● **EXERCISE INSTRUCTIONS**
Leave out any picture and return the remaining listing below exactly as given.
** START STORED DATA **
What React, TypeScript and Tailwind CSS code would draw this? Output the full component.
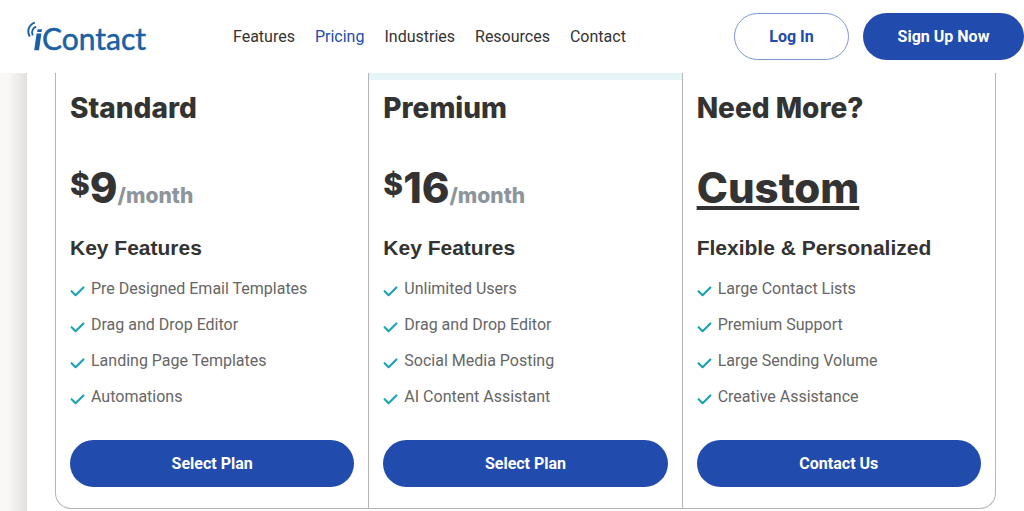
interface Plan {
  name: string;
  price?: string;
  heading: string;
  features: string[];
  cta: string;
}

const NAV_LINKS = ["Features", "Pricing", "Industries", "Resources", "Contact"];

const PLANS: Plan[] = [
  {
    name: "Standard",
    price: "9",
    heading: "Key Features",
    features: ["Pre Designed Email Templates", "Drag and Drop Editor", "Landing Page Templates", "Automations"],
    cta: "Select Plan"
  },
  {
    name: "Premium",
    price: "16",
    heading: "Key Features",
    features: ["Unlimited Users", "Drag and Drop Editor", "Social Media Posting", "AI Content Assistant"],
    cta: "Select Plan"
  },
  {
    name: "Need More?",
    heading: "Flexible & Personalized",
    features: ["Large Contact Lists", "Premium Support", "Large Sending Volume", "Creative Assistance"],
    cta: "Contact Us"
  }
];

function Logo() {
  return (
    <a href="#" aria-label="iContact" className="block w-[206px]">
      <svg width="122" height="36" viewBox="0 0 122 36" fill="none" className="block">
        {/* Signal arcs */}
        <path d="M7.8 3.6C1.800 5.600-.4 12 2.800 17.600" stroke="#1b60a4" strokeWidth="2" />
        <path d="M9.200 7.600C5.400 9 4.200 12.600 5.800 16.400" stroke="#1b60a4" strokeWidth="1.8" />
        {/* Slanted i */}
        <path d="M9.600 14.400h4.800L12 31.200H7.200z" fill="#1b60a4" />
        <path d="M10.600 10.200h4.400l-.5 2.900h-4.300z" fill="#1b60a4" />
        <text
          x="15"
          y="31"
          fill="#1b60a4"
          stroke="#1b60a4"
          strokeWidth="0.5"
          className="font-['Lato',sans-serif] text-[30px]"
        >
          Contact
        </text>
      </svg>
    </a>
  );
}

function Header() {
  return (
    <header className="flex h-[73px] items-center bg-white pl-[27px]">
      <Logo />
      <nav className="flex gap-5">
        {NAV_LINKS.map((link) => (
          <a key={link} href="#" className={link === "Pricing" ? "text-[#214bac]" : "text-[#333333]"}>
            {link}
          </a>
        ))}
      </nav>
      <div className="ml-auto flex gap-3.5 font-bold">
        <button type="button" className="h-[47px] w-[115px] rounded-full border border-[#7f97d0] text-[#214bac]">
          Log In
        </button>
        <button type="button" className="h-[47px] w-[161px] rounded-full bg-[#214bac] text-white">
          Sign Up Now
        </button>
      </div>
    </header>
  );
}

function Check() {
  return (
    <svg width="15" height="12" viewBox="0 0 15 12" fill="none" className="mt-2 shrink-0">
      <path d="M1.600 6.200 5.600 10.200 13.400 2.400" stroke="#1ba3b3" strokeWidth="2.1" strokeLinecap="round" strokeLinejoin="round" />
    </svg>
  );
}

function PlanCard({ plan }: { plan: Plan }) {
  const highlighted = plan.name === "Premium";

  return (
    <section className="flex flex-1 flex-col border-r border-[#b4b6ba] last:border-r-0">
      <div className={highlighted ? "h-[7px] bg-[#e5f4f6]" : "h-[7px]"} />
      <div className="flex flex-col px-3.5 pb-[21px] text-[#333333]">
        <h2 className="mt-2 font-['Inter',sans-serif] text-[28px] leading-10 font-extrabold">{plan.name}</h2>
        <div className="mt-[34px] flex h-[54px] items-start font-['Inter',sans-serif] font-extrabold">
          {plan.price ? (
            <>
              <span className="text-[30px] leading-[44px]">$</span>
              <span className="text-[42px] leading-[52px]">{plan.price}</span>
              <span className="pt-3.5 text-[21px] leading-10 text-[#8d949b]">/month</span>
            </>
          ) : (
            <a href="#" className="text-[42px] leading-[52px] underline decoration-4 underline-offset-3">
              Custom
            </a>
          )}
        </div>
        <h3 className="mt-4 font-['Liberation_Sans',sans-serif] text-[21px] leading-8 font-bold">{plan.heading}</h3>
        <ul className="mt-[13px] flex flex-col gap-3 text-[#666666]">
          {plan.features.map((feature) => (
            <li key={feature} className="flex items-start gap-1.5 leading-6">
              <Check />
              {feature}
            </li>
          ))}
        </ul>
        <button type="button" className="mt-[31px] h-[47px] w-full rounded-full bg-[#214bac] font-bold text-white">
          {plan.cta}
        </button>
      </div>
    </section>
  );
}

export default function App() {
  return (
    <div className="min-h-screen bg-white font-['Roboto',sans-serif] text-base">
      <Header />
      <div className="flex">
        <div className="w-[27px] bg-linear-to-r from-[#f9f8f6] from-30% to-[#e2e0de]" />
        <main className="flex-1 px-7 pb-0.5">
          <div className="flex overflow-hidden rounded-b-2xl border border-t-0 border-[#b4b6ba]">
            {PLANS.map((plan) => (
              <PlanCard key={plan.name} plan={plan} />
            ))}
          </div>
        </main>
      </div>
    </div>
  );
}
** END STORED DATA **
● **EXERCISE RESULT**
What React, TypeScript and Tailwind CSS code would draw this? Output the full component.
interface Plan {
  name: string;
  price?: string;
  heading: string;
  features: string[];
  cta: string;
}

const NAV_LINKS = ["Features", "Pricing", "Industries", "Resources", "Contact"];

const PLANS: Plan[] = [
  {
    name: "Standard",
    price: "9",
    heading: "Key Features",
    features: ["Pre Designed Email Templates", "Drag and Drop Editor", "Landing Page Templates", "Automations"],
    cta: "Select Plan"
  },
  {
    name: "Premium",
    price: "16",
    heading: "Key Features",
    features: ["Unlimited Users", "Drag and Drop Editor", "Social Media Posting", "AI Content Assistant"],
    cta: "Select Plan"
  },
  {
    name: "Need More?",
    heading: "Flexible & Personalized",
    features: ["Large Contact Lists", "Premium Support", "Large Sending Volume", "Creative Assistance"],
    cta: "Contact Us"
  }
];

function Logo() {
  return (
    <a href="#" aria-label="iContact" className="block w-[206px]">
      <svg width="122" height="36" viewBox="0 0 122 36" fill="none" className="block">
        {/* Signal arcs */}
        <path d="M7.8 3.6C1.800 5.600-.4 12 2.800 17.600" stroke="#1b60a4" strokeWidth="2" />
        <path d="M9.200 7.600C5.400 9 4.200 12.600 5.800 16.400" stroke="#1b60a4" strokeWidth="1.8" />
        {/* Slanted i */}
        <path d="M9.600 14.400h4.800L12 31.200H7.200z" fill="#1b60a4" />
        <path d="M10.600 10.200h4.400l-.5 2.900h-4.300z" fill="#1b60a4" />
        <text
          x="15"
          y="31"
          fill="#1b60a4"
          stroke="#1b60a4"
          strokeWidth="0.5"
          className="font-['Lato',sans-serif] text-[30px]"
        >
          Contact
        </text>
      </svg>
    </a>
  );
}

function Header() {
  return (
    <header className="flex h-[73px] items-center bg-white pl-[27px]">
      <Logo />
      <nav className="flex gap-5">
        {NAV_LINKS.map((link) => (
          <a key={link} href="#" className={link === "Pricing" ? "text-[#214bac]" : "text-[#333333]"}>
            {link}
          </a>
        ))}
      </nav>
      <div className="ml-auto flex gap-3.5 font-bold">
        <button type="button" className="h-[47px] w-[115px] rounded-full border border-[#7f97d0] text-[#214bac]">
          Log In
        </button>
        <button type="button" className="h-[47px] w-[161px] rounded-full bg-[#214bac] text-white">
          Sign Up Now
        </button>
      </div>
    </header>
  );
}

function Check() {
  return (
    <svg width="15" height="12" viewBox="0 0 15 12" fill="none" className="mt-2 shrink-0">
      <path d="M1.600 6.200 5.600 10.200 13.400 2.400" stroke="#1ba3b3" strokeWidth="2.1" strokeLinecap="round" strokeLinejoin="round" />
    </svg>
  );
}

function PlanCard({ plan }: { plan: Plan }) {
  const highlighted = plan.name === "Premium";

  return (
    <section className="flex flex-1 flex-col border-r border-[#b4b6ba] last:border-r-0">
      <div className={highlighted ? "h-[7px] bg-[#e5f4f6]" : "h-[7px]"} />
      <div className="flex flex-col px-3.5 pb-[21px] text-[#333333]">
        <h2 className="mt-2 font-['Inter',sans-serif] text-[28px] leading-10 font-extrabold">{plan.name}</h2>
        <div className="mt-[34px] flex h-[54px] items-start font-['Inter',sans-serif] font-extrabold">
          {plan.price ? (
            <>
              <span className="text-[30px] leading-[44px]">$</span>
              <span className="text-[42px] leading-[52px]">{plan.price}</span>
              <span className="pt-3.5 text-[21px] leading-10 text-[#8d949b]">/month</span>
            </>
          ) : (
            <a href="#" className="text-[42px] leading-[52px] underline decoration-4 underline-offset-3">
              Custom
            </a>
          )}
        </div>
        <h3 className="mt-4 font-['Liberation_Sans',sans-serif] text-[21px] leading-8 font-bold">{plan.heading}</h3>
        <ul className="mt-[13px] flex flex-col gap-3 text-[#666666]">
          {plan.features.map((feature) => (
            <li key={feature} className="flex items-start gap-1.5 leading-6">
              <Check />
              {feature}
            </li>
          ))}
        </ul>
        <button type="button" className="mt-[31px] h-[47px] w-full rounded-full bg-[#214bac] font-bold text-white">
          {plan.cta}
        </button>
      </div>
    </section>
  );
}

export default function App() {
  return (
    <div className="min-h-screen bg-white font-['Roboto',sans-serif] text-base">
      <Header />
      <div className="flex">
        <div className="w-[27px] bg-linear-to-r from-[#f9f8f6] from-30% to-[#e2e0de]" />
        <main className="flex-1 px-7 pb-0.5">
          <div className="flex overflow-hidden rounded-b-2xl border border-t-0 border-[#b4b6ba]">
            {PLANS.map((plan) => (
              <PlanCard key={plan.name} plan={plan} />
            ))}
          </div>
        </main>
      </div>
    </div>
  );
}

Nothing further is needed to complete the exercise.